Consolidative Tuesday

Overview: The yen and sterling are trading quietly after the recent drama, but with the Party Congress ending, the Chinese yuan has been permitted to fall faster. It approached the 2% band today and its loss of about 0.65% today makes it the weakest among the emerging market currencies. Most of the major currencies seem to be consolidating. Chinese stocks pared earlier losses as foreign buying via the Hong Kong link returned after large sales yesterday. Asia Pacific equities were mixed, while Europe’s Stoxx 600 is slightly firmer after yesterday’s 1.4% gain. US futures are softer. Benchmark 10-year yields are mostly 5-8 bp lower in Europe. The 10-year Gilt is off about 3 bp and the 30-year yield is down four basis points bringing both to about 3.70%. The 10-year US Treasury yield is about six basis points lower near 4.18%. Gold was turned back yesterday after briefly trading above its 20-day moving average (~$1667) and settled slightly below $1650. It is straddling $1640 in the European morning. December WTI is soft at the lower end of yesterday’s range. It is now changing hands around $83.40. Last week’s low was closer to $81.30. Bargain hunting helped lift US natgas prices yesterday to snap a six-day sharp drop. Today it is flat. Europe’s natgas benchmark is up 2.5% today after dropping by around a quarter in the past two sessions. EU energy ministers meet today, and capping gas prices still seems quite difficult without encouraging demand and giving others a free ride. Iron ore fell 2% today, while December copper is off 1.7%. Lastly, December wheat is off 1% after falling 1.4% yesterday. It is at new lows for the month near $8.30 a bushel. 

Asia Pacific

While the BOJ's intervention and its policy meeting at the end of the week is the main focus, do not forget about fiscal policy. Capital might have struck the UK, protesting the unfunded deficit that Truss was pursuing, but Japan is different. Prime Minister Kishida's new spending bill is expected to be announced toward the end of the week. The package is expected to be between JPY20-JPY30 trillion (or roughly $134-$200 bln). It will include some local government spending as well, and may use some unspent funds from earlier budgets, especially last year, when tax revenues were stronger than expected. It is an awkward time for the Economic Minister Yamagiwa to resign (over ties to the Unification Church). He will be replaced by former health minister Goto.

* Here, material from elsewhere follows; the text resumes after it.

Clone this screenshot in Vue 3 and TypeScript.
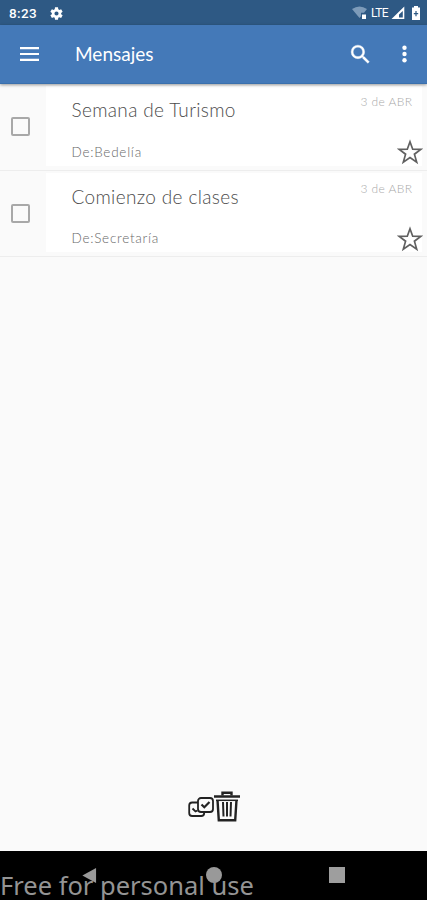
<script setup lang="ts">
import { ref } from 'vue'

interface Message {
  id: number
  title: string
  sender: string
  date: string
}

const messages = ref<Message[]>([
  { id: 1, title: 'Semana de Turismo', sender: 'Bedelía', date: '3 de ABR' },
  { id: 2, title: 'Comienzo de clases', sender: 'Secretaría', date: '3 de ABR' },
])
</script>

<template>
  <div class="screen">
    <div class="status">
      <span class="clock">8:23</span>
      <svg class="gear" viewBox="0 0 24 24"><path fill="#fff" fill-rule="evenodd" d="M19.4 13a7.500 7.500 0 0 0 0-2l2.400-1.800-2.400-4.200-2.900 1.200a7 7 0 0 0-1.700-1L14.400 2H9.600l-.4 3.200a7 7 0 0 0-1.700 1L4.600 5 2.200 9.200 4.600 11a7.500 7.500 0 0 0 0 2l-2.400 1.800L4.600 19l2.900-1.200a7 7 0 0 0 1.700 1l.4 3.200h4.800l.4-3.200a7 7 0 0 0 1.700-1l2.900 1.200 2.400-4.200zM12 8.700a3.300 3.300 0 1 1 0 6.600 3.300 3.300 0 0 1 0-6.600z"/></svg>
      <svg class="wifi" viewBox="0 0 16 14"><path fill="#7d9bb9" d="M0 3Q7.500-2 15 3L12 6.800H9v3.500L7.500 12z"/><path fill="#fff" d="M10 8.500h4V13h-4z"/></svg>
      <span class="lte">LTE</span>
      <svg class="signal" viewBox="0 0 14 14"><path fill="#fff" fill-rule="evenodd" d="M13.300.5V13H.5zM11.800 5v6.500H8V8.500z"/></svg>
      <svg class="battery" viewBox="0 0 10 14"><path fill="#fff" d="M3 0h4v1.500h2V14H1V1.500h2z"/><path fill="#2e5984" d="M4.400 5h1.200v2h1.600v1.300H5.600v2H4.400v-2H2.800V7h1.600z"/></svg>
    </div>

    <header class="toolbar">
      <svg class="menu" viewBox="0 0 20 16"><path fill="#fff" d="M0 .7h20v2.200H0zM0 6.900h20v2.200H0zM0 13.100h20v2.200H0z"/></svg>
      <h1>Mensajes</h1>
      <svg class="search" viewBox="0 0 24 24"><path fill="#fff" stroke="#fff" stroke-width=".35" d="M15.500 14h-.79l-.28-.27A6.470 6.470 0 0 0 16 9.500 6.500 6.500 0 1 0 9.500 16c1.610 0 3.090-.59 4.230-1.570l.27.28v.79l5 4.990L20.490 19l-4.990-5zm-6 0C7.010 14 5 11.990 5 9.500S7.010 5 9.500 5 14 7.010 14 9.500 11.990 14 9.500 14z"/></svg>
      <svg class="more" viewBox="0 0 6 18"><g fill="#fff"><circle cx="3" cy="2.800" r="2.200"/><circle cx="3" cy="9" r="2.200"/><circle cx="3" cy="15.200" r="2.200"/></g></svg>
    </header>

    <main class="list">
      <article v-for="m in messages" :key="m.id" class="row">
        <div class="select"><span class="box" /></div>
        <div class="card">
          <div class="text">
            <h2>{{ m.title }}</h2>
            <p>De:{{ m.sender }}</p>
          </div>
          <div class="side">
            <time>{{ m.date }}</time>
            <svg class="star" viewBox="0 0 26 26"><path fill="#fff" stroke="#606060" stroke-width="1.700" d="M13 2.800l2.700 7.400 8.100.2-6.400 4.800 2.300 7.900L13 18.500l-6.700 4.600 2.300-7.900-6.400-4.800 8.100-.2z"/></svg>
          </div>
        </div>
      </article>
    </main>

    <div class="actions">
      <svg class="checks" viewBox="0 0 26 22"><g fill="#fafafa" stroke="#222" stroke-width="1.800"><rect x="1.200" y="6.500" width="15" height="13.500" rx="3"/><path fill="none" d="M4.500 12.500l3 3 2-1"/><rect x="10" y="2" width="15" height="14" rx="3"/><path fill="none" stroke-width="2.200" d="M13.500 8.500l2.800 2.700L21.500 6"/></g></svg>
      <svg class="trash" viewBox="0 0 26 32"><g fill="none" stroke="#222"><path stroke-width="2.500" d="M0 5.500h26"/><path stroke-width="2.400" d="M8.500 4.500V1.800h9v2.700M3.500 9l1.300 20.300h16.400L22.500 9"/><path stroke-width="2" d="M9 11l.5 14.500M13 11v14.500M17 11l-.5 14.500"/><path stroke-width="1.500" d="M2 9.300h22"/></g></svg>
    </div>

    <footer class="nav">
      <svg class="back" viewBox="0 0 16 18"><path fill="#999" d="M15.500 1v16L1 9z"/></svg>
      <span class="home" />
      <span class="recent" />
      <span class="mark">Free for personal use</span>
    </footer>
  </div>
</template>

<style>
body {
  margin: 0;
}
</style>

<style scoped>
.screen {
  display: flex;
  flex-direction: column;
  width: 427px;
  height: 900px;
  overflow: hidden;
  background: #fafafa;
  font-family: Lato, "Liberation Sans", sans-serif;
}
svg {
  display: block;
  flex: none;
}
h1, h2, p {
  margin: 0;
  white-space: nowrap;
}
.status {
  display: flex;
  align-items: center;
  box-sizing: border-box;
  height: 25px;
  padding: 1px 6px 0 9px;
  background: #2e5984;
  color: #fff;
  font-family: Roboto, sans-serif;
}
.clock {
  width: 40px;
  font-size: 13.500px;
  font-weight: 500;
  letter-spacing: 0.400px;
}
.gear {
  width: 15px;
  height: 15px;
}
.wifi {
  width: 16px;
  height: 14px;
  margin-left: auto;
}
.lte {
  width: 20px;
  margin-left: 3px;
  font-size: 12px;
  letter-spacing: -0.6px;
}
.signal {
  width: 14px;
  height: 14px;
}
.battery {
  width: 10px;
  height: 14px;
  margin-left: 6px;
}
.toolbar {
  display: flex;
  align-items: center;
  position: relative;
  box-sizing: border-box;
  height: 59px;
  padding: 0 19px 1px 20px;
  border-bottom: 1px solid #3a70ad;
  background: #4479b8;
  box-shadow: 0 1px 3px rgba(0, 0, 0, 0.4);
  color: #fff;
}
.menu {
  width: 19px;
  height: 16px;
}
h1 {
  margin: 0 auto 0 36px;
  font-size: 19px;
  font-weight: 400;
  line-height: 24px;
}
.search {
  width: 25px;
  height: 25px;
  margin-top: 1px;
  margin-right: 28px;
}
.more {
  width: 7px;
  height: 18px;
  margin-top: 1px;
}
.row {
  display: flex;
  box-sizing: border-box;
  height: 86.500px;
  padding: 2px 5px 4px 0;
  border-bottom: 1px solid #ededed;
}
.select {
  display: flex;
  align-items: center;
  width: 46px;
  padding-left: 11px;
  box-sizing: border-box;
}
.box {
  box-sizing: border-box;
  width: 19px;
  height: 19px;
  margin-top: 2px;
  border: 2px solid #a8a8a8;
  border-radius: 2px;
}
.card {
  display: flex;
  flex: 1;
  justify-content: space-between;
  background: #fff;
}
.text {
  padding: 12px 0 0 25.500px;
}
h2 {
  color: #4c4c4c;
  font-size: 19px;
  font-weight: 300;
  line-height: 24px;
  letter-spacing: 0.350px;
}
p {
  margin-top: 20.500px;
  color: #686868;
  font-size: 13.500px;
  font-weight: 300;
  line-height: 18px;
  letter-spacing: 0.750px;
}
.side {
  display: flex;
  flex-direction: column;
  justify-content: space-between;
  align-items: flex-end;
}
time {
  margin: 8px 9.600px 0 0;
  color: #a8a8a8;
  font-size: 12px;
  font-weight: 300;
  line-height: 16px;
  letter-spacing: 0.400px;
}
.star {
  width: 26px;
  height: 26px;
  margin-right: -1px;
  margin-bottom: 0.500px;
}
.actions {
  display: flex;
  align-items: center;
  justify-content: center;
  height: 32px;
  margin-top: auto;
  margin-bottom: 28px;
}
.checks {
  width: 26px;
  height: 22px;
}
.trash {
  width: 26px;
  height: 32px;
}
.nav {
  position: relative;
  display: flex;
  box-sizing: border-box;
  height: 49px;
  padding: 16px 0 0 81px;
  background: #000;
}
.back {
  width: 16px;
  height: 17px;
}
.home {
  width: 16px;
  height: 16px;
  margin-left: 109px;
  border-radius: 50%;
  background: #999;
}
.recent {
  width: 16px;
  height: 16px;
  margin-left: 107px;
  background: #9e9e9e;
}
.mark {
  position: absolute;
  left: 0;
  top: 20px;
  color: #949494;
  font-family: "Noto Sans", "DejaVu Sans", sans-serif;
  font-size: 25.500px;
  line-height: 29px;
  white-space: nowrap;
}
</style>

Foreign investors have been net sellers of Japanese stocks and bonds this year (weekly average of JPY113.4 bln and JPY51 bln, respectively or ~$870 mln and ~$400 mln). Last year, through mid-October, foreigners were net buyers of Japanese bonds and stocks (JPY117 bln and JPY51 bln, respectively. For their part, Japanese investors have been sellers of foreign bonds this year (~JPY436 bln weekly average) and buyers of foreign stocks (~JPY88.5 bln weekly average). During this period last year, Japanese investors for buyers of foreign bonds (~JPY145.5 bln weekly average) and small sellers of foreign equities (~JPY98 bln weekly average).

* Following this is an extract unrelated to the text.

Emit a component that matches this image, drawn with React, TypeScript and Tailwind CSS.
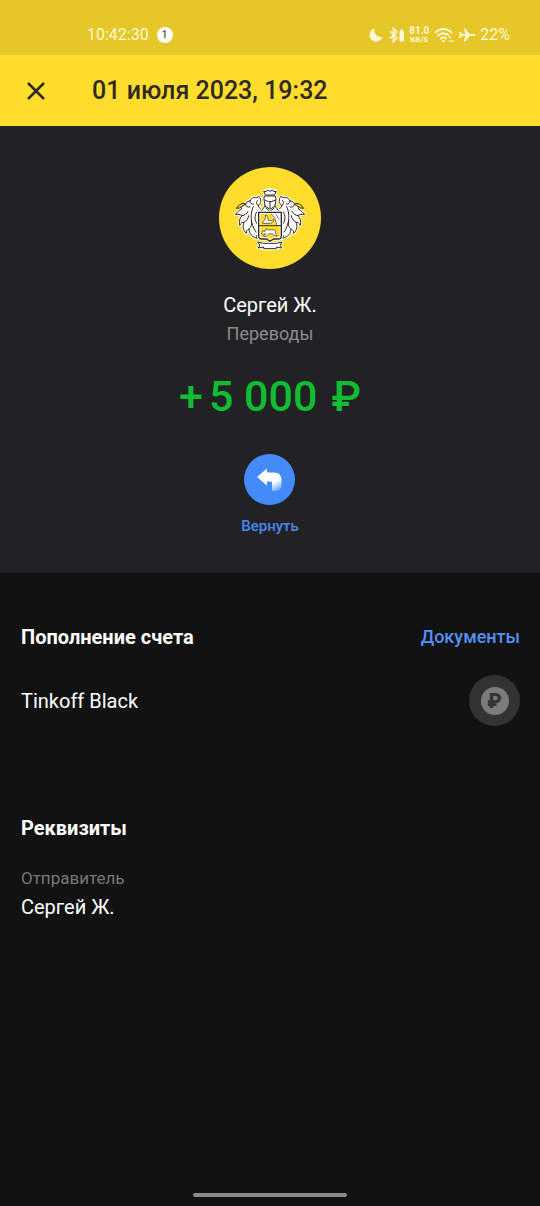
import React from 'react';

const Leaves: React.FC = () => (
  <g>
    <path
      d="M106 82C96 80 87 73 84 64C93 60 96 46 86 36C84 41 80 42 76 40C68 40 62 44 60 51C53 51 48 55 46 61C38 63 34 68 34 76C28 78 22 84 16 92C24 90 31 91 36 95C29 103 26 112 29 124C33 117 37 114 42 115C37 127 39 138 49 148C49 140 52 136 57 135C57 148 66 159 82 163C77 156 80 151 87 150V90Z"
      fill="#fff"
      stroke="#fff"
      strokeWidth="9"
      strokeLinejoin="round"
    />
    <path
      d="M106 82C96 80 87 73 84 64C93 60 96 46 86 36C84 41 80 42 76 40C68 40 62 44 60 51C53 51 48 55 46 61C38 63 34 68 34 76C28 78 22 84 16 92C24 90 31 91 36 95C29 103 26 112 29 124C33 117 37 114 42 115C37 127 39 138 49 148C49 140 52 136 57 135C57 148 66 159 82 163C77 156 80 151 87 150M84 64C78 60 78 52 83 49M60 51C60 58 65 62 71 60M46 61C48 68 54 71 60 69M36 95C45 94 51 89 54 82M42 115C51 110 55 103 56 95M57 135C65 129 66 120 64 110M70 68C60 86 60 120 78 144M80 84C73 94 73 110 82 120"
      fill="none"
    />
    <path d="M20 72C25 63 32 58 43 58L46 62C39 63 35 68 30 71Z" fill="#ffdd2d" />
  </g>
);

const Crest: React.FC = () => (
  <svg
    viewBox="0 0 240 204"
    className="w-20"
    stroke="#30291f"
    strokeWidth="3"
    strokeLinecap="round"
    strokeLinejoin="round"
    aria-hidden="true"
  >
    <Leaves />
    <g transform="translate(240 0) scale(-1 1)">
      <Leaves />
    </g>
    {/* crown and helmet */}
    <path d="M102 20L110 19L120 15L130 19L138 20L136 32L139 44L136 68L148 82H92L104 68L101 44L104 32Z" fill="#fff" stroke="#fff" strokeWidth="8" />
    <path d="M106 32L101 22L109 23L112 18L120 22L128 18L131 23L139 22L134 32Z" fill="#fff" />
    <path d="M104 36H136L138 46L135 66L120 76L105 66L102 46Z" fill="#fff" />
    <path d="M104 48L116 53H124L136 48M120 53V72M105 66L93 82M135 66L147 82" fill="none" />
    <path d="M108 72L120 83L132 72" fill="none" />
    {/* ribbon */}
    <path d="M84 174L100 178H140L156 174L151 184L155 192L139 190V195H101V190L85 192L89 184Z" fill="#fff" stroke="#fff" strokeWidth="8" />
    <path d="M84 174L100 178H140L156 174L151 184L155 192L139 189V194H101V189L85 192L89 184Z" fill="#fff" />
    {/* shield */}
    <path d="M86 85H154V156Q154 165 144 165H130L120 172L110 165H96Q86 165 86 156Z" fill="#ffdd2d" stroke="#fff" strokeWidth="10" />
    <path d="M124 87H152V123H140Z" fill="#fff" stroke="none" />
    <path d="M86 85H154V156Q154 165 144 165H130L120 172L110 165H96Q86 165 86 156Z" fill="none" strokeWidth="4" />
    <path d="M86 125H154" />
    <path d="M98 115C105 109 108 103 106 93C113 94 114 102 114 109C121 111 127 110 132 105C132 112 126 118 117 118H99Z" fill="#fff" strokeWidth="2" />
    <path d="M124 90L134 101L140 121M138 92L147 106" fill="none" strokeWidth="2" />
    <path d="M95 148L98 141L105 142L109 134L114 138L131 137C137 138 138 144 136 148L142 156H135L127 149L116 150L108 157H100L107 149L98 151Z" fill="#fff" strokeWidth="2" />
  </svg>
);

const StatusIcons: React.FC = () => (
  <div className="flex items-center text-[#fff9d4]">
    <svg viewBox="0 0 14 14" className="w-[14px]" fill="currentColor">
      <path d="M5.500 .5C2.500 1.200 .5 3.800 .5 7A6.500 6.500 0 0 0 7 13.500C10.200 13.500 12.800 11.500 13.500 8.700C9 10 4.300 6 5.500 .5Z" />
    </svg>
    <svg viewBox="0 0 16 16" className="ml-[6px] w-4" fill="none" stroke="currentColor" strokeWidth="1.700">
      <path d="M1 4.500L8 11L4.500 14.500V1.500L8 5L1 11.500" />
      <rect x="10.500" y="4" width="4.500" height="10.500" rx="1" fill="currentColor" stroke="none" />
      <path d="M11.500 3H14" />
    </svg>
    <div className="ml-1 flex flex-col items-center font-bold">
      <span className="text-[10px] leading-[10px]">81.0</span>
      <span className="text-[8px] leading-[8px]">KB/S</span>
    </div>
    <svg viewBox="0 0 20 16" className="ml-[5px] w-5" fill="none" stroke="currentColor" strokeWidth="2" strokeLinecap="round">
      <path d="M1.500 5.500C6 .8 13 .8 17.500 5.500M4.300 8.500C7 5.500 12 5.500 14.500 8.500M7 11.500C8.500 10 10.500 10 12 11.500" />
      <circle cx="9.500" cy="14" r="1.200" fill="currentColor" stroke="none" />
      <path d="M16 10.500V10.600M16 14V14.100M18.500 14V14.100" />
    </svg>
    <svg viewBox="0 0 18 16" className="ml-1 w-[18px]" fill="currentColor">
      <path d="M17.500 8C17.500 7.200 16.500 6.900 15.500 6.900H11.500L7.500 1.500H5.800L7.500 6.900H4L2.500 5H1L1.800 8L1 11H2.500L4 9.100H7.500L5.800 14.500H7.500L11.500 9.100H15.500C16.500 9.100 17.500 8.800 17.500 8Z" />
    </svg>
    <span className="ml-1 text-base leading-5">22%</span>
  </div>
);

const App: React.FC = () => {
  return (
    <div className="flex min-h-screen flex-col bg-[#121212] font-[Roboto,sans-serif] text-white">
      <div className="flex h-[55px] items-center justify-between bg-[#e5c729] pt-[14px] pr-[30px] pl-[87px]">
        <div className="flex items-center gap-2 text-[#fff9d4]">
          <span className="text-base leading-5">10:42:30</span>
          <span className="flex size-4 items-center justify-center rounded-full bg-white text-[10px] leading-4 font-medium text-[#5c5122]">
            1
          </span>
        </div>
        <StatusIcons />
      </div>

      <header className="flex h-[71px] items-center bg-[#ffdd2d] pt-px pl-[26px] text-[#30291f]">
        <button type="button" aria-label="Закрыть" className="flex size-5 items-center justify-center">
          <svg viewBox="0 0 20 20" className="size-5" stroke="currentColor" strokeWidth="2.500">
            <path d="M2 2L18 18M18 2L2 18" />
          </svg>
        </button>
        <h1 className="ml-[46px] text-[25px] leading-8 font-medium">01 июля 2023, 19:32</h1>
      </header>

      <section className="flex flex-col items-center bg-[#222224] pt-[41px] pb-[37px]">
        <div className="flex size-[102px] items-center justify-center rounded-full bg-[#ffdd2d]">
          <Crest />
        </div>
        <p className="mt-6 text-xl leading-6">Сергей Ж.</p>
        <p className="mt-[5px] text-lg leading-6 text-[#8b8b8c]">Переводы</p>
        <p className="mt-6 flex text-[43px] leading-[52px] font-medium text-[#0fbc34]">
          <span>+</span>
          <span className="ml-[6px]">5 000</span>
          <span className="ml-[14px]">₽</span>
        </p>
        <button type="button" className="mt-8 flex flex-col items-center text-[#4788f5]">
          <span className="flex size-[51px] items-center justify-center rounded-full bg-[#428bf9]">
            <svg viewBox="0 0 26 24" className="w-[26px]">
              <defs>
                <linearGradient id="tail" x1="16" y1="13" x2="21" y2="24" gradientUnits="userSpaceOnUse">
                  <stop offset="0.100" stopColor="#fff" />
                  <stop offset="1" stopColor="#fff" stopOpacity="0.100" />
                </linearGradient>
              </defs>
              <path
                d="M0 9L10 .5V4.500H17C22 4.500 24.500 7.500 24.500 12V17C24.500 21 22 23 18 23H15V15C15 14 14.500 13.500 13.500 13.500H10V17.500Z"
                fill="url(#tail)"
              />
            </svg>
          </span>
          <span className="mt-[11px] text-[15px] leading-5 font-medium">Вернуть</span>
        </button>
      </section>

      <main className="flex flex-col pt-[50px] pr-5 pl-[21px]">
        <section>
          <div className="flex items-center justify-between leading-6">
            <h2 className="text-xl font-bold">Пополнение счета</h2>
            <a href="#documents" className="text-lg font-medium text-[#5590f6]">
              Документы
            </a>
          </div>
          <div className="mt-6 flex items-center justify-between">
            <span className="text-xl leading-6">Tinkoff Black</span>
            <span className="flex size-[51px] items-center justify-center rounded-full bg-[#333]">
              <span className="flex size-7 items-center justify-center rounded-full bg-[#7b7b7b] text-xl leading-7 font-black text-[#333]">
                ₽
              </span>
            </span>
          </div>
        </section>

        <section className="mt-[90px]">
          <h2 className="text-xl leading-6 font-bold">Реквизиты</h2>
          <dl className="mt-7">
            <dt className="text-[17px] leading-5 text-[#777]">Отправитель</dt>
            <dd className="mt-[7px] text-xl leading-6">Сергей Ж.</dd>
          </dl>
        </section>
      </main>

      <div className="mt-auto flex justify-center pb-[9px]">
        <div className="h-1 w-[154px] rounded-full bg-[#8b8b8b]" />
      </div>
    </div>
  );
};

export default App;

The dollar has been confined to half a yen range today above JPY148.60. The volatility of the past two sessions has evaporated. There are options for around $1.3 bln at JPY150 that expire today but we suspect that the hedging helped the dollar rise to nearly JPY152 at the end of last week. The market will likely probe for a new range, and it could be JPY148-JPY150. News that the Australian government projects the fiscal deficit to be half of what it had been projected in the year ending in June appears to have had little impact on the Australian dollar. It too is consolidating after two sessions of dramatic swings that saw it traded roughly $0.6200-$0.6400. It is trading quietly today between $0.6300 and $0.6340. The Chinese yuan slumped even though officials tweaked the rules to make it allow companies to repatriate more funds raises offshore. The dollar gapped higher and reached nearly CNY7.31, the upper end of 2% band. The reference rate, which had been set around CNY before and during the Congress, was set at CNY7.1668 (median in Bloomberg's survey was CNY7.2198). Against the offshore yuan, the dollar traded to nearly CNH7.37.

Europe

Here is a narrative of the UK events. After numerous miscues and petty scandals, Johnson resigned. A party leadership contest began and under the rules in the early 2000s, the Tory MPs would narrow the field to two and let the members of the party decide. Sunak led among the MPs and Truss came in second. Sunak lost the vote among the party members. Truss campaigned on pro-growth, tax cut platform. It should hardly be surprising that she was implementing her strategy, which shunned by capital, and reflected in a sharp sell-off in sterling and dramatic rise in rates. Large, levered pools of capital, especially pension funds and insurance companies faced destabilizing margin calls and the central bank had to step in buying what amounted to be relatively small amounts of Gilts. The Tory MPs threatened to fire Truss (vote of no confidence) and she resigned. A new leadership contest ensued. There was no credible opposition so Sunak became the head of the party, yet the party is anything but united. He is the third prime minister in about seven weeks.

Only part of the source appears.